没办法抵抗他的热吻,她让自己沉溺在那一波波翻搅的情潮里,但也把握住最后一丝理智,阻挡身上的被单被卸下。
“真的不行,我好累。”她歉然地看着他。
“看来我昨夜累坏你了,嗯?”压下体内的欲火,湛苍体贴地轻抚她写着明显疲倦的美眸。
小手覆上大掌,她闭上眼感受大掌下透着温柔的温暖。
“那么早叫我起来做什么?”
“你忘了?是你说要去逛花市的。”
一听到答案,许如茉立刻慌忙地睁开眼。“现在几点?”
“七点半。”
“惨了,过八点人就变多了。”慌忙地钻出他的胸怀,她推着依然悠闲的他。“我五分钟就好,早餐帮我包好,我在车上吃,我们快点出门。”
“人多也没关系。”
“不行啦,人一多,好花就容易被买走,你快点帮我把早餐包好。”匆忙拾起地上的衣服,许如茉慌乱地往浴室里冲。
“可以,可是你要先给我个感谢之吻。”他跟在她身后。
“没时间了,先欠着。”挥挥手,她当着他的面关上浴室的门。
“还赊账,真没诚意。”瞪着紧合的门板,湛苍挑眉轻笑。不过话是这么说,他还是体贴的出去帮她把早餐装好。

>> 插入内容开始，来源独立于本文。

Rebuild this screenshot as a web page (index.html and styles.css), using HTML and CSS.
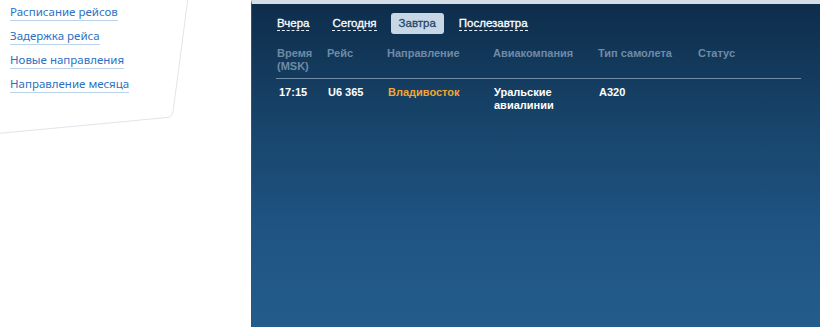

浴室内,许如茉洗完脸正要拿起毛巾擦脸的时候,忽然感到一阵晕眩,连忙扶住洗脸盆稳住身体,她闭上眼等待脑里的晕眩退去。
差不多一分钟后,她张开眼却对上镜中苍白的自己,朝镜中的自己淡淡一笑,她敛下眼睫。
“半年……不到吗?”
忘了是从什么时候开始,偶尔会有这种晕眩,她只当是普通贫血,但是当感冒也常常找上门、身体也容易感到疲倦后,她才想到该做个健康检查。
老医生是很好的求诊对象。原本只是抱着做做健康检查的态度,没想到50CC的血却检验出令她意想不到的事。病名很长一串,她记不起来,只知道是白血病的一种,病因不明,也许是辐射感染,也许是先天骨髓功能不良,也或许是遗传所造成。
家族没有这种疾病,所以可能原因出在那个她从未谋面也不知道名字的父亲身上,但是她并不是很想追究病因到底来自于何物、何人,她只知道自己太晚发现这种病,当检验报告出炉后,她已经被判了死刑。